_Dataset section_
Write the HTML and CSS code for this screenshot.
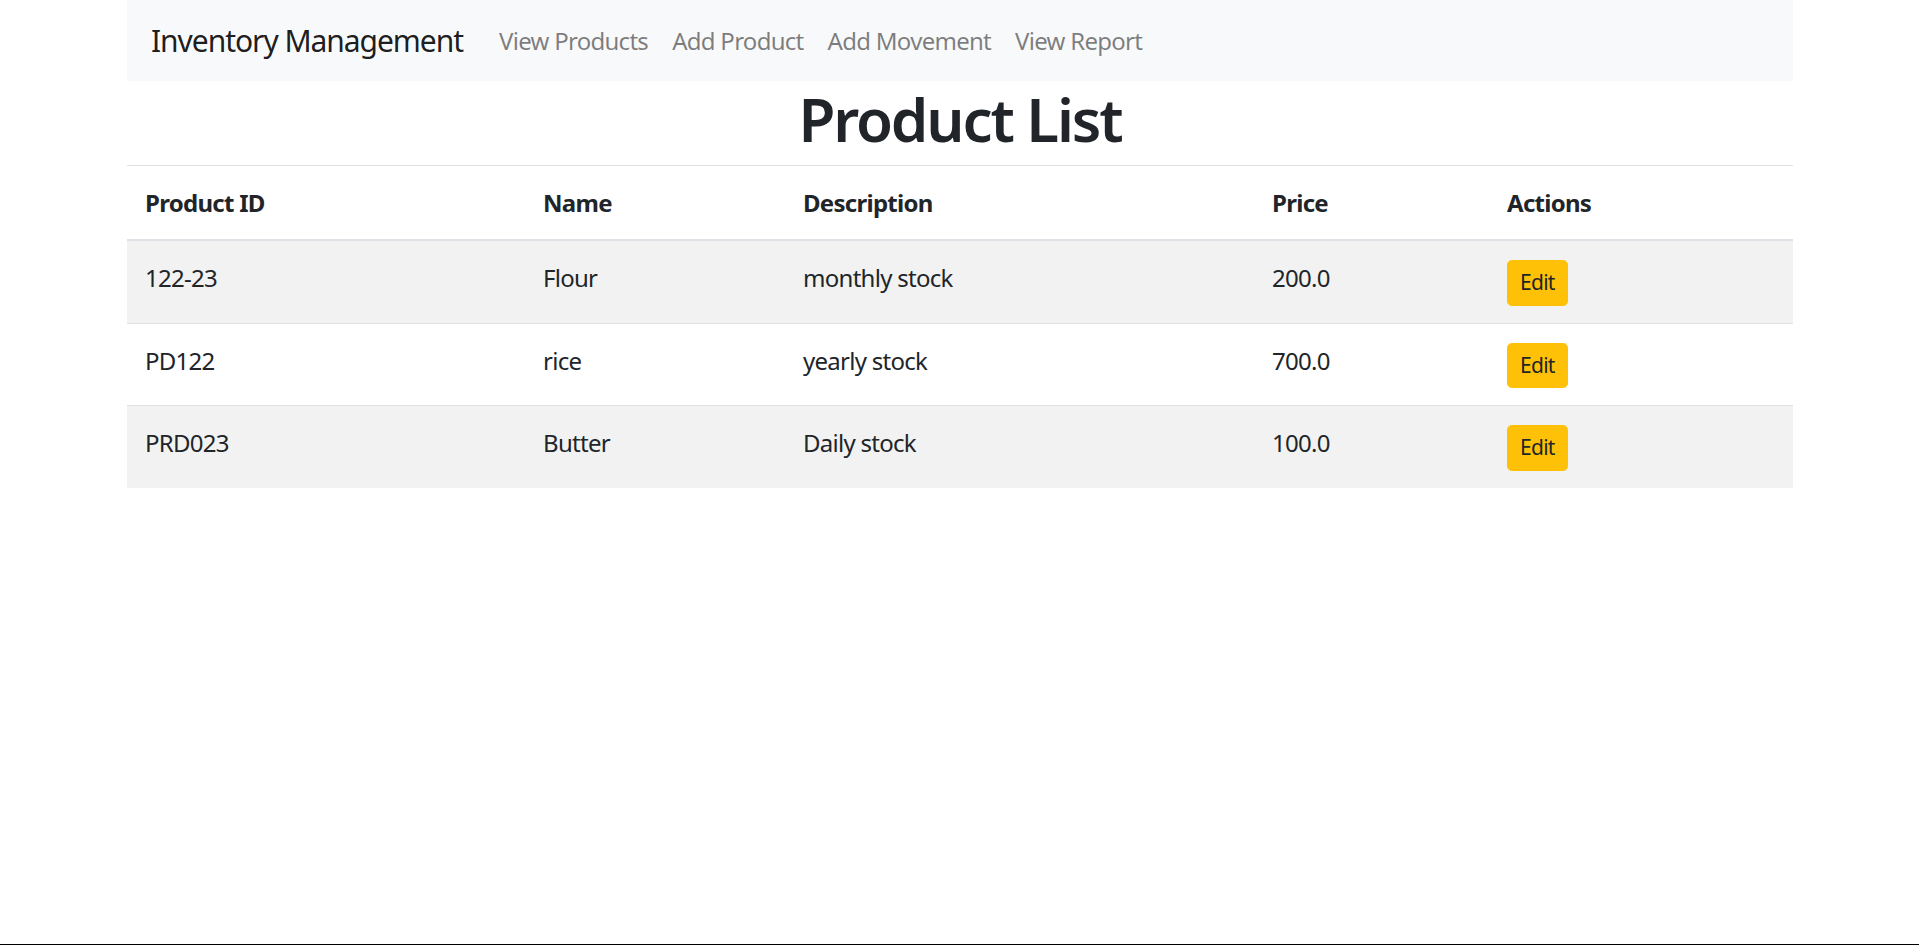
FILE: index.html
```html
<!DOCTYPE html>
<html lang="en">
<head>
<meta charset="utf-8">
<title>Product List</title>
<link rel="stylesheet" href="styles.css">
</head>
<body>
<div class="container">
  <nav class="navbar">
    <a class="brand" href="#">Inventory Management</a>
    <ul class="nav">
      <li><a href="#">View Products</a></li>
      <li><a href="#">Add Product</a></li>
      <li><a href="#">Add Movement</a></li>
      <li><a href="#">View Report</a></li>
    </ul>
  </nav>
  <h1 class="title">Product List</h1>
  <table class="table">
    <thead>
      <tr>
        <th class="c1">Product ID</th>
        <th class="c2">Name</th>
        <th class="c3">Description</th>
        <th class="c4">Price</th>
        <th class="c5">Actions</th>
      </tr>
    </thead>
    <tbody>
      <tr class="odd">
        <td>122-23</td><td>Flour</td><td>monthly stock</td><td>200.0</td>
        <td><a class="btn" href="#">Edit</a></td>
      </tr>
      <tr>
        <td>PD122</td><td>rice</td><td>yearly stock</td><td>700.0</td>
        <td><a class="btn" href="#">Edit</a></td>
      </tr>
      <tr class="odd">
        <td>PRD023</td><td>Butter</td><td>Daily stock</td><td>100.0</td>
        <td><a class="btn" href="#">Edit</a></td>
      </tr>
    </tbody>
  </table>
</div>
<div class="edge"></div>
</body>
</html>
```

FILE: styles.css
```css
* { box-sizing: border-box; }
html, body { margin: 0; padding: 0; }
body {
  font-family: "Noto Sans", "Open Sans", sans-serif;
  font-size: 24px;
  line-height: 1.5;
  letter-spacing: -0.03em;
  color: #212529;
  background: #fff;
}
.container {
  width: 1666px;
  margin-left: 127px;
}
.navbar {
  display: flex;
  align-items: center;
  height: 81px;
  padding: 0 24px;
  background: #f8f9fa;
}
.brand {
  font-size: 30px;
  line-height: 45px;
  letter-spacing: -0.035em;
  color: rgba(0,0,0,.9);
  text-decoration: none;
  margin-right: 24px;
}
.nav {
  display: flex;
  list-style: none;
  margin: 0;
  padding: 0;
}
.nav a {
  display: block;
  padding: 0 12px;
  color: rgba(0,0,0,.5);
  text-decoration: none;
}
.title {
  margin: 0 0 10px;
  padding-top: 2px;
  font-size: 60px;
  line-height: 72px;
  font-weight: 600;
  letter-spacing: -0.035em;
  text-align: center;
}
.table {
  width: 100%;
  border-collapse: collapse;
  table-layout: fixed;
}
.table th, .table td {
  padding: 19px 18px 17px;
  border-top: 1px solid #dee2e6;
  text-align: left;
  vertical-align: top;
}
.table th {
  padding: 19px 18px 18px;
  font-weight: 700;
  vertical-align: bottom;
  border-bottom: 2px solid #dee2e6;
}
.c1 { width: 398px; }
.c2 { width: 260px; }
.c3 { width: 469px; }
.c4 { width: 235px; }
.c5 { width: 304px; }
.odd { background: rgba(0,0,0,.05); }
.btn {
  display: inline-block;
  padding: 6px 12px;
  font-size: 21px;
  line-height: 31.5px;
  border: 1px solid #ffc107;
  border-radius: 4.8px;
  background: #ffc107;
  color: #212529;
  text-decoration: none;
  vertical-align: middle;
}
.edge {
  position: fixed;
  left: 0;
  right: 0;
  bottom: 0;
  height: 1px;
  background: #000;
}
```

_What is being asked_
Give back the whole listing as it stands, minus its pictures.

_Full output_
Write the HTML and CSS code for this screenshot.
FILE: index.html
```html
<!DOCTYPE html>
<html lang="en">
<head>
<meta charset="utf-8">
<title>Product List</title>
<link rel="stylesheet" href="styles.css">
</head>
<body>
<div class="container">
  <nav class="navbar">
    <a class="brand" href="#">Inventory Management</a>
    <ul class="nav">
      <li><a href="#">View Products</a></li>
      <li><a href="#">Add Product</a></li>
      <li><a href="#">Add Movement</a></li>
      <li><a href="#">View Report</a></li>
    </ul>
  </nav>
  <h1 class="title">Product List</h1>
  <table class="table">
    <thead>
      <tr>
        <th class="c1">Product ID</th>
        <th class="c2">Name</th>
        <th class="c3">Description</th>
        <th class="c4">Price</th>
        <th class="c5">Actions</th>
      </tr>
    </thead>
    <tbody>
      <tr class="odd">
        <td>122-23</td><td>Flour</td><td>monthly stock</td><td>200.0</td>
        <td><a class="btn" href="#">Edit</a></td>
      </tr>
      <tr>
        <td>PD122</td><td>rice</td><td>yearly stock</td><td>700.0</td>
        <td><a class="btn" href="#">Edit</a></td>
      </tr>
      <tr class="odd">
        <td>PRD023</td><td>Butter</td><td>Daily stock</td><td>100.0</td>
        <td><a class="btn" href="#">Edit</a></td>
      </tr>
    </tbody>
  </table>
</div>
<div class="edge"></div>
</body>
</html>
```

FILE: styles.css
```css
* { box-sizing: border-box; }
html, body { margin: 0; padding: 0; }
body {
  font-family: "Noto Sans", "Open Sans", sans-serif;
  font-size: 24px;
  line-height: 1.5;
  letter-spacing: -0.03em;
  color: #212529;
  background: #fff;
}
.container {
  width: 1666px;
  margin-left: 127px;
}
.navbar {
  display: flex;
  align-items: center;
  height: 81px;
  padding: 0 24px;
  background: #f8f9fa;
}
.brand {
  font-size: 30px;
  line-height: 45px;
  letter-spacing: -0.035em;
  color: rgba(0,0,0,.9);
  text-decoration: none;
  margin-right: 24px;
}
.nav {
  display: flex;
  list-style: none;
  margin: 0;
  padding: 0;
}
.nav a {
  display: block;
  padding: 0 12px;
  color: rgba(0,0,0,.5);
  text-decoration: none;
}
.title {
  margin: 0 0 10px;
  padding-top: 2px;
  font-size: 60px;
  line-height: 72px;
  font-weight: 600;
  letter-spacing: -0.035em;
  text-align: center;
}
.table {
  width: 100%;
  border-collapse: collapse;
  table-layout: fixed;
}
.table th, .table td {
  padding: 19px 18px 17px;
  border-top: 1px solid #dee2e6;
  text-align: left;
  vertical-align: top;
}
.table th {
  padding: 19px 18px 18px;
  font-weight: 700;
  vertical-align: bottom;
  border-bottom: 2px solid #dee2e6;
}
.c1 { width: 398px; }
.c2 { width: 260px; }
.c3 { width: 469px; }
.c4 { width: 235px; }
.c5 { width: 304px; }
.odd { background: rgba(0,0,0,.05); }
.btn {
  display: inline-block;
  padding: 6px 12px;
  font-size: 21px;
  line-height: 31.5px;
  border: 1px solid #ffc107;
  border-radius: 4.8px;
  background: #ffc107;
  color: #212529;
  text-decoration: none;
  vertical-align: middle;
}
.edge {
  position: fixed;
  left: 0;
  right: 0;
  bottom: 0;
  height: 1px;
  background: #000;
}
```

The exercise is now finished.